» **The exercise**: Would you write out the listing verbatim and skip every picture in it?

[Begin]

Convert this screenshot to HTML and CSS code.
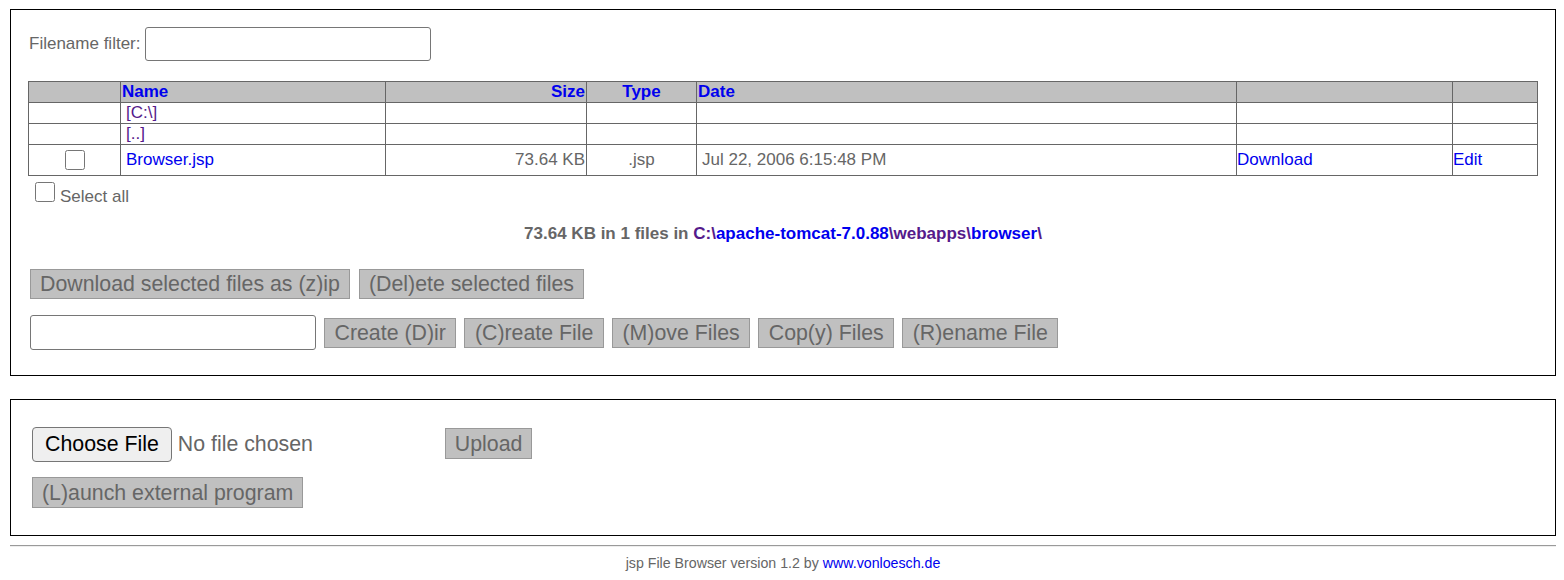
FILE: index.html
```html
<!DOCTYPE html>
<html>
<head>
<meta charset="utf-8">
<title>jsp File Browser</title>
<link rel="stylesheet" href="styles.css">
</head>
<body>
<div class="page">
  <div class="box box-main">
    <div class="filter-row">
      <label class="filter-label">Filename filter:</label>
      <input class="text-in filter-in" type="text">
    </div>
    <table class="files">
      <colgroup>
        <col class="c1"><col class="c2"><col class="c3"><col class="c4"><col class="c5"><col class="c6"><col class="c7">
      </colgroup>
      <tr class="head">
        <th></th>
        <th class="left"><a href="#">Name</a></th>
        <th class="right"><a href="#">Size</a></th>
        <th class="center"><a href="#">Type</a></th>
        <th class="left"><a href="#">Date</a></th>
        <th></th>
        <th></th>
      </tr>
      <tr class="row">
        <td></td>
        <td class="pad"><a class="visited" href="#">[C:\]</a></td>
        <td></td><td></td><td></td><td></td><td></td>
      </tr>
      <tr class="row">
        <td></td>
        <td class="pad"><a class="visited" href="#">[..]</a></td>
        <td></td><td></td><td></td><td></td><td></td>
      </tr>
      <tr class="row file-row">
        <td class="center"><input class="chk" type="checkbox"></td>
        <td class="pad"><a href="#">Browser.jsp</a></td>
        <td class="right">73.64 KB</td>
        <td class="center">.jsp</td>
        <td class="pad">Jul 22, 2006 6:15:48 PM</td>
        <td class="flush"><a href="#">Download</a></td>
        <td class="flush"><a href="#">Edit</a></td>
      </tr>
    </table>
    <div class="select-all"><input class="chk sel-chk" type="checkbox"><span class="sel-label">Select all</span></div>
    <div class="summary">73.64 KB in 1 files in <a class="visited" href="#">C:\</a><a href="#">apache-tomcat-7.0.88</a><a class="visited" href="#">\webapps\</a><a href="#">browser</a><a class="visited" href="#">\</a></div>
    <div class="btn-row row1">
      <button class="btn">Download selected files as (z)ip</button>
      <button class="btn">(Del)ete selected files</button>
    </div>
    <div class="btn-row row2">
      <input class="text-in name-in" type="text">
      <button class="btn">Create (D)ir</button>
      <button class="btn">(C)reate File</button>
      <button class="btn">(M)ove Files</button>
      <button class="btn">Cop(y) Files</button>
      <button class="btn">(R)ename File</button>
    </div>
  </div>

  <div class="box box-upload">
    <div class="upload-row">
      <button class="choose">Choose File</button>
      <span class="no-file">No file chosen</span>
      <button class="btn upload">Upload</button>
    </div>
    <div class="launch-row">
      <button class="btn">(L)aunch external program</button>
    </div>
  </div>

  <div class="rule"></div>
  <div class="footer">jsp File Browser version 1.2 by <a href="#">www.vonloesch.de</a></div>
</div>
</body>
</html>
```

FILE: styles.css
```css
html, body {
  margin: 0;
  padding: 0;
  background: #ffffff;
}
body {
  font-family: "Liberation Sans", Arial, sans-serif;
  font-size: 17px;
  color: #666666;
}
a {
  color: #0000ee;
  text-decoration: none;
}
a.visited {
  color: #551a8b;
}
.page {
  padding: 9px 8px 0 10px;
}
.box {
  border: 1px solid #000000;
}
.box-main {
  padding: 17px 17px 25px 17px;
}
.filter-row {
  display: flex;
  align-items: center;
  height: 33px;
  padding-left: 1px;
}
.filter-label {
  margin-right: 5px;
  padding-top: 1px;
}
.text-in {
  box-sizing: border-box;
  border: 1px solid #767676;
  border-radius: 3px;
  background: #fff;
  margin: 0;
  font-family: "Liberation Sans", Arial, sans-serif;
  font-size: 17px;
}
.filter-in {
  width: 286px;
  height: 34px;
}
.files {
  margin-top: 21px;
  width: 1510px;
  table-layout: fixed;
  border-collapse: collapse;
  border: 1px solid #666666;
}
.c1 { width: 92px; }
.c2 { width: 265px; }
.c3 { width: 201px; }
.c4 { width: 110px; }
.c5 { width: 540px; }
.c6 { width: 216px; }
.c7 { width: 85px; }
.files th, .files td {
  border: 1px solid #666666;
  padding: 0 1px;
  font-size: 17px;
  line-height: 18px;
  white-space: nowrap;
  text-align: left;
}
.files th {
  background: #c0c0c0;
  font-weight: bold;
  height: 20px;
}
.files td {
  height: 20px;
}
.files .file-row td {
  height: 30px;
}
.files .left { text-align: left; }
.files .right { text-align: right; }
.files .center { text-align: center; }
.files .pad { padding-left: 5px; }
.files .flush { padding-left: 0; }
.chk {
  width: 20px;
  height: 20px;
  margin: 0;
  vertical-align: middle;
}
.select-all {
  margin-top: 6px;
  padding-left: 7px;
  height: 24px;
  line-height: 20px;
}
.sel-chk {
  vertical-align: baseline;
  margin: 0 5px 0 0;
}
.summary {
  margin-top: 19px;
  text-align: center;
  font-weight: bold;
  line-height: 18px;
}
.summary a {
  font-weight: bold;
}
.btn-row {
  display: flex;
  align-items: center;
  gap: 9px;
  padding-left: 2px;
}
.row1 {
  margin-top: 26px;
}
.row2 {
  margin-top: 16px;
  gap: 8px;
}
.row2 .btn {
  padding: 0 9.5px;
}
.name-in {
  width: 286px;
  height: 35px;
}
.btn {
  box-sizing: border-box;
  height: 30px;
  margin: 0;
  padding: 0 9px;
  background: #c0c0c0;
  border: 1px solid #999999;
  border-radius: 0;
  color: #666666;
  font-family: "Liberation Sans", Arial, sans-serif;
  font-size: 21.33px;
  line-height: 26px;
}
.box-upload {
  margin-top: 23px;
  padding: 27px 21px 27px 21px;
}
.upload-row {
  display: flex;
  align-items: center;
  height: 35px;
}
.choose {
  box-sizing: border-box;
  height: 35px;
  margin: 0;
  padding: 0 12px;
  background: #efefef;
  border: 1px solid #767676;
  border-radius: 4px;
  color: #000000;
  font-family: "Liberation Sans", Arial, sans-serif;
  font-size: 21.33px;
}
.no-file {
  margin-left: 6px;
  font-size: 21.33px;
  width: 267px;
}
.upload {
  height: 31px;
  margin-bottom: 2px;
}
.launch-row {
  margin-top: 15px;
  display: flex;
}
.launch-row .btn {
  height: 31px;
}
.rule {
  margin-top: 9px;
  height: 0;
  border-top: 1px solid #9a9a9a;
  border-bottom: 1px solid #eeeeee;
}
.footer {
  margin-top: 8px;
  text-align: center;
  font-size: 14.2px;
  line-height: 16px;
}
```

[End]

» **Answer for the task**:
Convert this screenshot to HTML and CSS code.
FILE: index.html
```html
<!DOCTYPE html>
<html>
<head>
<meta charset="utf-8">
<title>jsp File Browser</title>
<link rel="stylesheet" href="styles.css">
</head>
<body>
<div class="page">
  <div class="box box-main">
    <div class="filter-row">
      <label class="filter-label">Filename filter:</label>
      <input class="text-in filter-in" type="text">
    </div>
    <table class="files">
      <colgroup>
        <col class="c1"><col class="c2"><col class="c3"><col class="c4"><col class="c5"><col class="c6"><col class="c7">
      </colgroup>
      <tr class="head">
        <th></th>
        <th class="left"><a href="#">Name</a></th>
        <th class="right"><a href="#">Size</a></th>
        <th class="center"><a href="#">Type</a></th>
        <th class="left"><a href="#">Date</a></th>
        <th></th>
        <th></th>
      </tr>
      <tr class="row">
        <td></td>
        <td class="pad"><a class="visited" href="#">[C:\]</a></td>
        <td></td><td></td><td></td><td></td><td></td>
      </tr>
      <tr class="row">
        <td></td>
        <td class="pad"><a class="visited" href="#">[..]</a></td>
        <td></td><td></td><td></td><td></td><td></td>
      </tr>
      <tr class="row file-row">
        <td class="center"><input class="chk" type="checkbox"></td>
        <td class="pad"><a href="#">Browser.jsp</a></td>
        <td class="right">73.64 KB</td>
        <td class="center">.jsp</td>
        <td class="pad">Jul 22, 2006 6:15:48 PM</td>
        <td class="flush"><a href="#">Download</a></td>
        <td class="flush"><a href="#">Edit</a></td>
      </tr>
    </table>
    <div class="select-all"><input class="chk sel-chk" type="checkbox"><span class="sel-label">Select all</span></div>
    <div class="summary">73.64 KB in 1 files in <a class="visited" href="#">C:\</a><a href="#">apache-tomcat-7.0.88</a><a class="visited" href="#">\webapps\</a><a href="#">browser</a><a class="visited" href="#">\</a></div>
    <div class="btn-row row1">
      <button class="btn">Download selected files as (z)ip</button>
      <button class="btn">(Del)ete selected files</button>
    </div>
    <div class="btn-row row2">
      <input class="text-in name-in" type="text">
      <button class="btn">Create (D)ir</button>
      <button class="btn">(C)reate File</button>
      <button class="btn">(M)ove Files</button>
      <button class="btn">Cop(y) Files</button>
      <button class="btn">(R)ename File</button>
    </div>
  </div>

  <div class="box box-upload">
    <div class="upload-row">
      <button class="choose">Choose File</button>
      <span class="no-file">No file chosen</span>
      <button class="btn upload">Upload</button>
    </div>
    <div class="launch-row">
      <button class="btn">(L)aunch external program</button>
    </div>
  </div>

  <div class="rule"></div>
  <div class="footer">jsp File Browser version 1.2 by <a href="#">www.vonloesch.de</a></div>
</div>
</body>
</html>
```

FILE: styles.css
```css
html, body {
  margin: 0;
  padding: 0;
  background: #ffffff;
}
body {
  font-family: "Liberation Sans", Arial, sans-serif;
  font-size: 17px;
  color: #666666;
}
a {
  color: #0000ee;
  text-decoration: none;
}
a.visited {
  color: #551a8b;
}
.page {
  padding: 9px 8px 0 10px;
}
.box {
  border: 1px solid #000000;
}
.box-main {
  padding: 17px 17px 25px 17px;
}
.filter-row {
  display: flex;
  align-items: center;
  height: 33px;
  padding-left: 1px;
}
.filter-label {
  margin-right: 5px;
  padding-top: 1px;
}
.text-in {
  box-sizing: border-box;
  border: 1px solid #767676;
  border-radius: 3px;
  background: #fff;
  margin: 0;
  font-family: "Liberation Sans", Arial, sans-serif;
  font-size: 17px;
}
.filter-in {
  width: 286px;
  height: 34px;
}
.files {
  margin-top: 21px;
  width: 1510px;
  table-layout: fixed;
  border-collapse: collapse;
  border: 1px solid #666666;
}
.c1 { width: 92px; }
.c2 { width: 265px; }
.c3 { width: 201px; }
.c4 { width: 110px; }
.c5 { width: 540px; }
.c6 { width: 216px; }
.c7 { width: 85px; }
.files th, .files td {
  border: 1px solid #666666;
  padding: 0 1px;
  font-size: 17px;
  line-height: 18px;
  white-space: nowrap;
  text-align: left;
}
.files th {
  background: #c0c0c0;
  font-weight: bold;
  height: 20px;
}
.files td {
  height: 20px;
}
.files .file-row td {
  height: 30px;
}
.files .left { text-align: left; }
.files .right { text-align: right; }
.files .center { text-align: center; }
.files .pad { padding-left: 5px; }
.files .flush { padding-left: 0; }
.chk {
  width: 20px;
  height: 20px;
  margin: 0;
  vertical-align: middle;
}
.select-all {
  margin-top: 6px;
  padding-left: 7px;
  height: 24px;
  line-height: 20px;
}
.sel-chk {
  vertical-align: baseline;
  margin: 0 5px 0 0;
}
.summary {
  margin-top: 19px;
  text-align: center;
  font-weight: bold;
  line-height: 18px;
}
.summary a {
  font-weight: bold;
}
.btn-row {
  display: flex;
  align-items: center;
  gap: 9px;
  padding-left: 2px;
}
.row1 {
  margin-top: 26px;
}
.row2 {
  margin-top: 16px;
  gap: 8px;
}
.row2 .btn {
  padding: 0 9.5px;
}
.name-in {
  width: 286px;
  height: 35px;
}
.btn {
  box-sizing: border-box;
  height: 30px;
  margin: 0;
  padding: 0 9px;
  background: #c0c0c0;
  border: 1px solid #999999;
  border-radius: 0;
  color: #666666;
  font-family: "Liberation Sans", Arial, sans-serif;
  font-size: 21.33px;
  line-height: 26px;
}
.box-upload {
  margin-top: 23px;
  padding: 27px 21px 27px 21px;
}
.upload-row {
  display: flex;
  align-items: center;
  height: 35px;
}
.choose {
  box-sizing: border-box;
  height: 35px;
  margin: 0;
  padding: 0 12px;
  background: #efefef;
  border: 1px solid #767676;
  border-radius: 4px;
  color: #000000;
  font-family: "Liberation Sans", Arial, sans-serif;
  font-size: 21.33px;
}
.no-file {
  margin-left: 6px;
  font-size: 21.33px;
  width: 267px;
}
.upload {
  height: 31px;
  margin-bottom: 2px;
}
.launch-row {
  margin-top: 15px;
  display: flex;
}
.launch-row .btn {
  height: 31px;
}
.rule {
  margin-top: 9px;
  height: 0;
  border-top: 1px solid #9a9a9a;
  border-bottom: 1px solid #eeeeee;
}
.footer {
  margin-top: 8px;
  text-align: center;
  font-size: 14.2px;
  line-height: 16px;
}
```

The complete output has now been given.